Chile has witnessed numerous recent earthquakes. The earthquake last winter, but also a political earthquake represented by the new right-wing government in Chile, which is more concerned by big business than with the Chilean people.
Chile's current government has used the earthquake to push neo-liberal economics. For example, private corporations have been given responsibility for different elements to the post-quake reconstruction and clean-up.
Pavez: At the time of the earthquake, the international media presented a false image of Chile as a country that didn't need international aid like Haiti. In reality many people were in direct need of international solidarity, usually people not supported by the government.

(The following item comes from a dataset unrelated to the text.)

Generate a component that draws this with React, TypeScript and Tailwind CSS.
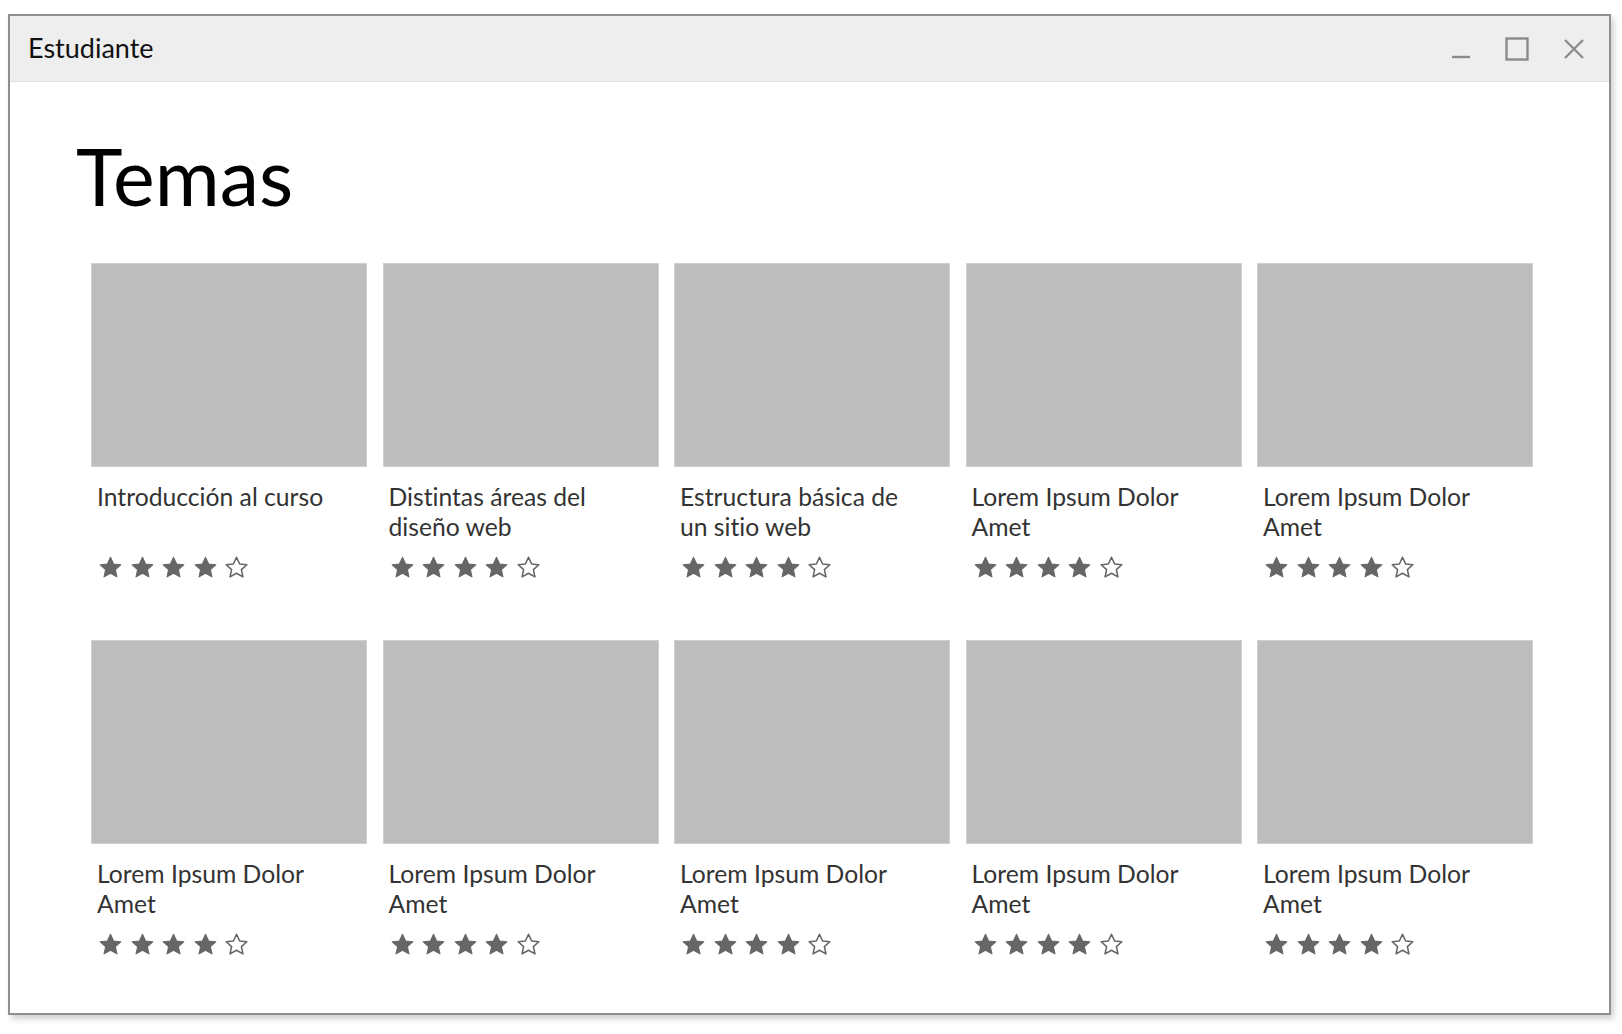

Chile's government often failed to prioritize poor areas hit during the earthquake. Also there were the Mapuche communities in southern Chile, the indigenous people to Chile. Mapuche people live in the region hit by the earthquake and the government largely ignored the realities faced by Mapuche communities after the earthquake.
Actually the new government in Chile aims to develop industries that will only [in the] future destroy the environment in southern Chile, undercutting the indigenous rights of the Mapuche people. Certainly people in Chile need international solidarity, especially the Mapuche, today and tomorrow, although we need to be inspired not by pity but by the spirit of those in Chile fighting against injustice.